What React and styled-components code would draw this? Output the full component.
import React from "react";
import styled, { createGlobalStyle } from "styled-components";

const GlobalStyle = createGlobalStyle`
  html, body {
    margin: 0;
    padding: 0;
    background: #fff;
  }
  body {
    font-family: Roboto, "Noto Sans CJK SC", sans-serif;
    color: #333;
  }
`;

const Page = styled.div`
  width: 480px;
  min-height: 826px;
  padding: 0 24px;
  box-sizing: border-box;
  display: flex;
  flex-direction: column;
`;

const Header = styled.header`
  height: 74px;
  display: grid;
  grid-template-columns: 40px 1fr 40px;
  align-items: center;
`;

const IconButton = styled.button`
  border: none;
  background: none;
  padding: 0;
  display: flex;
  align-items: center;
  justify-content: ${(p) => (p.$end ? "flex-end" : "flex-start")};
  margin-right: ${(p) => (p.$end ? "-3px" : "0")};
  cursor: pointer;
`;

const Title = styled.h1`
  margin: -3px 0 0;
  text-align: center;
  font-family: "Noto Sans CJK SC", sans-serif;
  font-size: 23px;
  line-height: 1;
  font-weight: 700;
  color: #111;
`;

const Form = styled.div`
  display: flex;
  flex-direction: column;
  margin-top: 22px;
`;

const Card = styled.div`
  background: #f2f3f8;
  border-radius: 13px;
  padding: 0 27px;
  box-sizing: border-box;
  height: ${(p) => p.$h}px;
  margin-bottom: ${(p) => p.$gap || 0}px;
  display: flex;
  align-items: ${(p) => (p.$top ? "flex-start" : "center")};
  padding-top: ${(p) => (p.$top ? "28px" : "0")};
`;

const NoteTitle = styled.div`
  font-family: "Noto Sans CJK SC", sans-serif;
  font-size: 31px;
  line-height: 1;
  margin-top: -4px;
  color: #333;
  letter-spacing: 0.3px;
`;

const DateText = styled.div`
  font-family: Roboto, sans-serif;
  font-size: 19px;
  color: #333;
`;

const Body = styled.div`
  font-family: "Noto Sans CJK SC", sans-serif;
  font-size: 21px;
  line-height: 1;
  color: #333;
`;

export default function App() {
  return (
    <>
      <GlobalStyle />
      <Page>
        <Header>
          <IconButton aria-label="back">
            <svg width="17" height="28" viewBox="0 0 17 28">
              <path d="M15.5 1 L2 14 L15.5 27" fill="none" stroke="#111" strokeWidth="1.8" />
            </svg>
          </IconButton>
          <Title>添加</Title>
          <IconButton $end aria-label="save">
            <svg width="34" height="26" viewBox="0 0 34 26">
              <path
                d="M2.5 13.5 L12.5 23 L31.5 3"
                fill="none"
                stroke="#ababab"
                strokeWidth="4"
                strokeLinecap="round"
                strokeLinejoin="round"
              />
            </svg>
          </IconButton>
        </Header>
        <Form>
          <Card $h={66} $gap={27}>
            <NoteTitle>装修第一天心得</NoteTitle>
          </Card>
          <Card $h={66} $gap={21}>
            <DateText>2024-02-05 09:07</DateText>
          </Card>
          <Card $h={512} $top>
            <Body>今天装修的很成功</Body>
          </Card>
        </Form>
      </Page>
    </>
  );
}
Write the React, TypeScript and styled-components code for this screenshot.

#####

Written problem:
Write the complete data out, exactly as above.

Result:
What React and styled-components code would draw this? Output the full component.
import React from "react";
import styled, { createGlobalStyle } from "styled-components";

const GlobalStyle = createGlobalStyle`
  html, body {
    margin: 0;
    padding: 0;
    background: #fff;
  }
  body {
    font-family: Roboto, "Noto Sans CJK SC", sans-serif;
    color: #333;
  }
`;

const Page = styled.div`
  width: 480px;
  min-height: 826px;
  padding: 0 24px;
  box-sizing: border-box;
  display: flex;
  flex-direction: column;
`;

const Header = styled.header`
  height: 74px;
  display: grid;
  grid-template-columns: 40px 1fr 40px;
  align-items: center;
`;

const IconButton = styled.button`
  border: none;
  background: none;
  padding: 0;
  display: flex;
  align-items: center;
  justify-content: ${(p) => (p.$end ? "flex-end" : "flex-start")};
  margin-right: ${(p) => (p.$end ? "-3px" : "0")};
  cursor: pointer;
`;

const Title = styled.h1`
  margin: -3px 0 0;
  text-align: center;
  font-family: "Noto Sans CJK SC", sans-serif;
  font-size: 23px;
  line-height: 1;
  font-weight: 700;
  color: #111;
`;

const Form = styled.div`
  display: flex;
  flex-direction: column;
  margin-top: 22px;
`;

const Card = styled.div`
  background: #f2f3f8;
  border-radius: 13px;
  padding: 0 27px;
  box-sizing: border-box;
  height: ${(p) => p.$h}px;
  margin-bottom: ${(p) => p.$gap || 0}px;
  display: flex;
  align-items: ${(p) => (p.$top ? "flex-start" : "center")};
  padding-top: ${(p) => (p.$top ? "28px" : "0")};
`;

const NoteTitle = styled.div`
  font-family: "Noto Sans CJK SC", sans-serif;
  font-size: 31px;
  line-height: 1;
  margin-top: -4px;
  color: #333;
  letter-spacing: 0.3px;
`;

const DateText = styled.div`
  font-family: Roboto, sans-serif;
  font-size: 19px;
  color: #333;
`;

const Body = styled.div`
  font-family: "Noto Sans CJK SC", sans-serif;
  font-size: 21px;
  line-height: 1;
  color: #333;
`;

export default function App() {
  return (
    <>
      <GlobalStyle />
      <Page>
        <Header>
          <IconButton aria-label="back">
            <svg width="17" height="28" viewBox="0 0 17 28">
              <path d="M15.5 1 L2 14 L15.5 27" fill="none" stroke="#111" strokeWidth="1.8" />
            </svg>
          </IconButton>
          <Title>添加</Title>
          <IconButton $end aria-label="save">
            <svg width="34" height="26" viewBox="0 0 34 26">
              <path
                d="M2.5 13.5 L12.5 23 L31.5 3"
                fill="none"
                stroke="#ababab"
                strokeWidth="4"
                strokeLinecap="round"
                strokeLinejoin="round"
              />
            </svg>
          </IconButton>
        </Header>
        <Form>
          <Card $h={66} $gap={27}>
            <NoteTitle>装修第一天心得</NoteTitle>
          </Card>
          <Card $h={66} $gap={21}>
            <DateText>2024-02-05 09:07</DateText>
          </Card>
          <Card $h={512} $top>
            <Body>今天装修的很成功</Body>
          </Card>
        </Form>
      </Page>
    </>
  );
}
Write the React, TypeScript and styled-components code for this screenshot.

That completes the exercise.